* Begin DATASET ENTRIES *
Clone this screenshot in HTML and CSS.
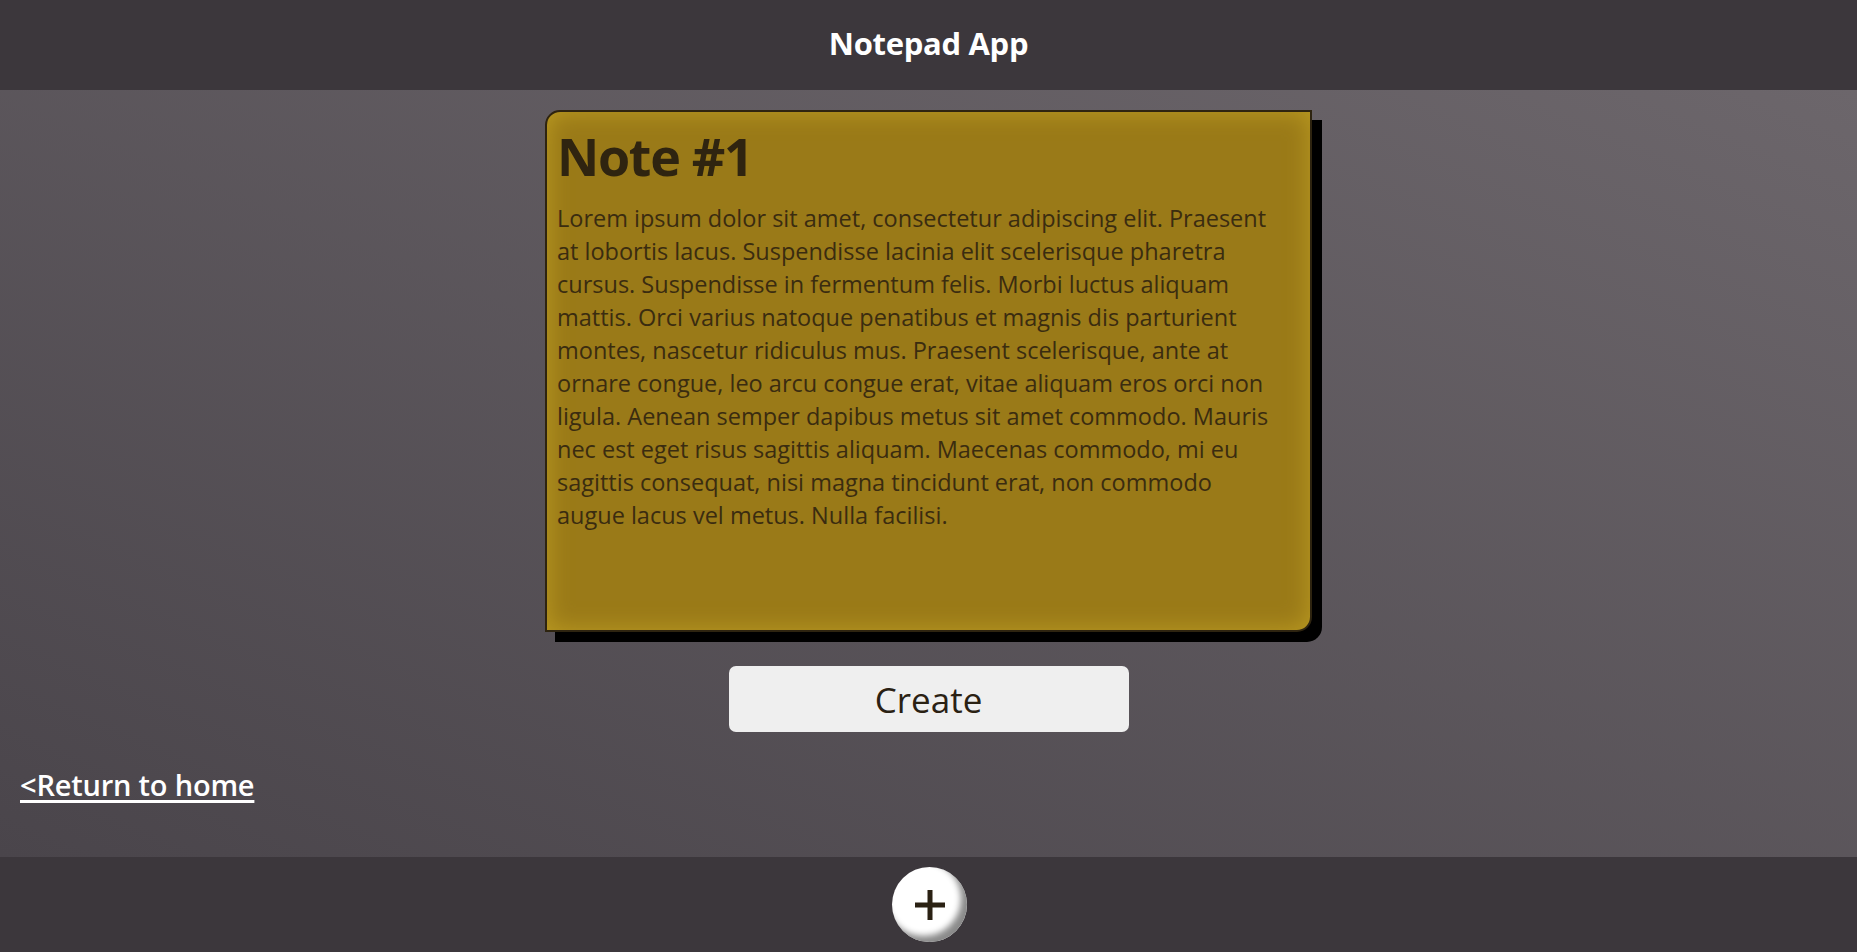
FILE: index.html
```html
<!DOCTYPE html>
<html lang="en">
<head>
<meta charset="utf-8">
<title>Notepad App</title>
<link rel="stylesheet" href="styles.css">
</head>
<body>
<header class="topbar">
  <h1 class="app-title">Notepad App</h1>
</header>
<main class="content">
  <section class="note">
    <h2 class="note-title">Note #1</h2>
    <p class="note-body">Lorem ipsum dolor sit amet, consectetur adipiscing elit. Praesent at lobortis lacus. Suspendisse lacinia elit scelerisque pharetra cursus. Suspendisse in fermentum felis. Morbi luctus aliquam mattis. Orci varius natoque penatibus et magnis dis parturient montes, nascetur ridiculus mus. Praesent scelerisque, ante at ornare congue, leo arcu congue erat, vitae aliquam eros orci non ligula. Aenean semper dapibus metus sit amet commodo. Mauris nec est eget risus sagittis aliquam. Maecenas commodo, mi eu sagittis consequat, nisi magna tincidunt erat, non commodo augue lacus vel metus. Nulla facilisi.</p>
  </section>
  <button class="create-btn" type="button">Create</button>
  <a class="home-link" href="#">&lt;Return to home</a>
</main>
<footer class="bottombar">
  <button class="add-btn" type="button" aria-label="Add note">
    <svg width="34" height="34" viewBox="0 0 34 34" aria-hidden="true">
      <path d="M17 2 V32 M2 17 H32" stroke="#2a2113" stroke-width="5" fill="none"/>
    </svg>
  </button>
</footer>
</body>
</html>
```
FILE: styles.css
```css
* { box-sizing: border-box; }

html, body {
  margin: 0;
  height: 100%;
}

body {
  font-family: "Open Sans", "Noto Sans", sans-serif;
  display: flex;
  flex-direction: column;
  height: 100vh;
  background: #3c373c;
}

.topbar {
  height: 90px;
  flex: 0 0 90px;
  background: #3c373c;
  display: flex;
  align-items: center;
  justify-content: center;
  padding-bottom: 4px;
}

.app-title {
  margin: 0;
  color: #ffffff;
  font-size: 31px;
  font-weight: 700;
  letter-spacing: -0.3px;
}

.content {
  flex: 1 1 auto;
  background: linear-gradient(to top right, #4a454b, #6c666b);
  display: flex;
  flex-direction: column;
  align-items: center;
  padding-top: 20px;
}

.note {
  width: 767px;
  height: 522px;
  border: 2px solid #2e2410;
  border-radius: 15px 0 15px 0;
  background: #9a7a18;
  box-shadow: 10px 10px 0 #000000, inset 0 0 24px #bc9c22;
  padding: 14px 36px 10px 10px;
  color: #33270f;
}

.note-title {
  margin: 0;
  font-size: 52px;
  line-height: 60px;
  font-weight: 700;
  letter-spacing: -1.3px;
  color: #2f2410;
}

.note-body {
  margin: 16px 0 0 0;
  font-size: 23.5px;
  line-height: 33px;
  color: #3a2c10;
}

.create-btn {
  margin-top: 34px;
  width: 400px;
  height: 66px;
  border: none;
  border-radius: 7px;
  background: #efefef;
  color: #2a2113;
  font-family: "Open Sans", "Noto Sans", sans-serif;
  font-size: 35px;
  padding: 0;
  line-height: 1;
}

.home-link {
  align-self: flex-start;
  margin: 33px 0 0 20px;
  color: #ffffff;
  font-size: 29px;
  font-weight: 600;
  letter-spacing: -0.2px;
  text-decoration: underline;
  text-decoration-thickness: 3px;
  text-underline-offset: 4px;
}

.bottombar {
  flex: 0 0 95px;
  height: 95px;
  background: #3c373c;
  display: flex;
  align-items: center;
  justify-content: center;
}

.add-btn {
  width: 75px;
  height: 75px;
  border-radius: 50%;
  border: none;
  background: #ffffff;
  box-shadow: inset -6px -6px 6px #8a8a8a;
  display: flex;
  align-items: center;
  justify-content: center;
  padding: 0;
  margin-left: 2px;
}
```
* End DATASET ENTRIES *
* Begin DATASET ENTRIES *
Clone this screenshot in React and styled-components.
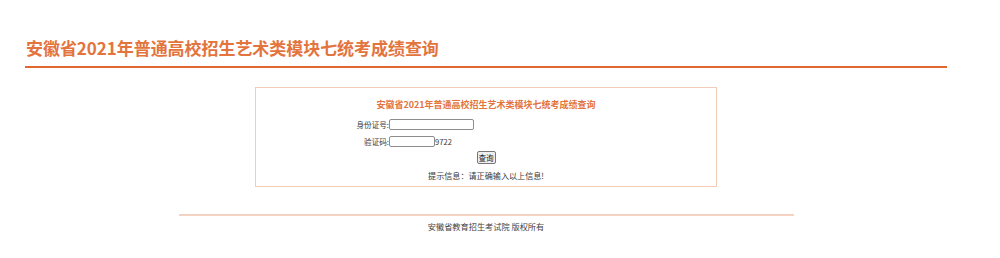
* End DATASET ENTRIES *
* Begin DATASET ENTRIES *
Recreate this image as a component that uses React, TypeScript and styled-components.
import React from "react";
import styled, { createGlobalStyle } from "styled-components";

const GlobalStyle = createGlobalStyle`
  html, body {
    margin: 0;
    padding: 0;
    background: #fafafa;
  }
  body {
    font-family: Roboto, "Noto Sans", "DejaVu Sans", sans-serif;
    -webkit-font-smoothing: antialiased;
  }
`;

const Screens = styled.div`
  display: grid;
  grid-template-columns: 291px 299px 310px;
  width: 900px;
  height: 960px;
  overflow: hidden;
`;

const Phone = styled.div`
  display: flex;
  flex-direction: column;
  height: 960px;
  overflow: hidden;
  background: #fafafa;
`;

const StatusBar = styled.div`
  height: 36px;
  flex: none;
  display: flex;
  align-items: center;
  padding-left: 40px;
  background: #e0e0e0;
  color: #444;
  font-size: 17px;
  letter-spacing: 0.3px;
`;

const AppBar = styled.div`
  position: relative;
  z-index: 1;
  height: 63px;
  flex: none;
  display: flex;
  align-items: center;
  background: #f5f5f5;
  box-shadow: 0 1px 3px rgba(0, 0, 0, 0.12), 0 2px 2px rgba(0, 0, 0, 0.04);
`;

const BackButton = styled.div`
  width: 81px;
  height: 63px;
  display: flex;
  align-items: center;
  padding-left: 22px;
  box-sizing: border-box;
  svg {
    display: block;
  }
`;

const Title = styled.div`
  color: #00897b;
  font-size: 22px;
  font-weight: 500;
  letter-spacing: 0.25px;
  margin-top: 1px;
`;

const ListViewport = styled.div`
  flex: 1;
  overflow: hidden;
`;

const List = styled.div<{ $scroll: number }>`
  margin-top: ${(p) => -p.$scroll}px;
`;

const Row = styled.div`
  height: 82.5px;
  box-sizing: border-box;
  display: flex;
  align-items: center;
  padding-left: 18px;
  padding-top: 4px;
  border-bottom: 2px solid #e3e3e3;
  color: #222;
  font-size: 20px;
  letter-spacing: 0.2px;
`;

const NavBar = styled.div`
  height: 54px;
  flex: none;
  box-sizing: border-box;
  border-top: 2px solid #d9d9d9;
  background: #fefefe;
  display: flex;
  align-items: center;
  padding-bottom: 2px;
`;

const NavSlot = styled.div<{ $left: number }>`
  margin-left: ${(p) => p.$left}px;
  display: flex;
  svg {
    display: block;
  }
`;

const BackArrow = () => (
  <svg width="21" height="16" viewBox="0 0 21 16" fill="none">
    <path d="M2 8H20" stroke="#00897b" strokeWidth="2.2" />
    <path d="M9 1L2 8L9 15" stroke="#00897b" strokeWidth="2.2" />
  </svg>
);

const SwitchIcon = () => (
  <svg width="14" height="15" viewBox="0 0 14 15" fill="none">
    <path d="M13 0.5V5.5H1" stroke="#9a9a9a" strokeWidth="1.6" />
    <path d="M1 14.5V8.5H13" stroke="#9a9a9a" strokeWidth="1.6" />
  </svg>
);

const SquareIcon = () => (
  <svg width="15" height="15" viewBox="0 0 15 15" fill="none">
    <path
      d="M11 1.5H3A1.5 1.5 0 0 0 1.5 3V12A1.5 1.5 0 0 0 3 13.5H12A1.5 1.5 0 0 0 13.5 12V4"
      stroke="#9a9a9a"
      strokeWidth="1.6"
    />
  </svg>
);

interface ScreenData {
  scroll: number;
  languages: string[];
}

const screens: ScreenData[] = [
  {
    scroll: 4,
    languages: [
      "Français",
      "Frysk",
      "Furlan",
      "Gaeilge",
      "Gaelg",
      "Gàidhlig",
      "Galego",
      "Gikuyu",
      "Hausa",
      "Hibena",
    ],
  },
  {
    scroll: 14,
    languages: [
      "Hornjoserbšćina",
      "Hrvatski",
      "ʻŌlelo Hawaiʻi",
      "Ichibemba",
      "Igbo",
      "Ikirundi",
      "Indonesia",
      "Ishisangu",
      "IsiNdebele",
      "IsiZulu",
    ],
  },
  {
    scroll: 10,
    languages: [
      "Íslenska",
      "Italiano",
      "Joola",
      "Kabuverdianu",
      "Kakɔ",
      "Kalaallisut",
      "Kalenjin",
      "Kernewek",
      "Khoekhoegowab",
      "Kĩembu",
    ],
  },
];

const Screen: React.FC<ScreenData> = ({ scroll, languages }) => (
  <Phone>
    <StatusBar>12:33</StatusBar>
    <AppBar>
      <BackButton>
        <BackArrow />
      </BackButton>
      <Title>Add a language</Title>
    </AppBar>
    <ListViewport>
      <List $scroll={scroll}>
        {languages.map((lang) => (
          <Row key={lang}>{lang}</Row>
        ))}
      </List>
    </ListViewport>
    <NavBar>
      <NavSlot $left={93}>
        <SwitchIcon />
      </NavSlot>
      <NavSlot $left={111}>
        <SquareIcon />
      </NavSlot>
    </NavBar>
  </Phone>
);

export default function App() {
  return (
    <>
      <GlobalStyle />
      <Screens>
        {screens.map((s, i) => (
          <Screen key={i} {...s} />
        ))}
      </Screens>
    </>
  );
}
* End DATASET ENTRIES *
▸ SHORT TASK:
Return each line where "screenshot" shows up.

▸ SOLUTION:
Clone this screenshot in HTML and CSS.
Clone this screenshot in React and styled-components.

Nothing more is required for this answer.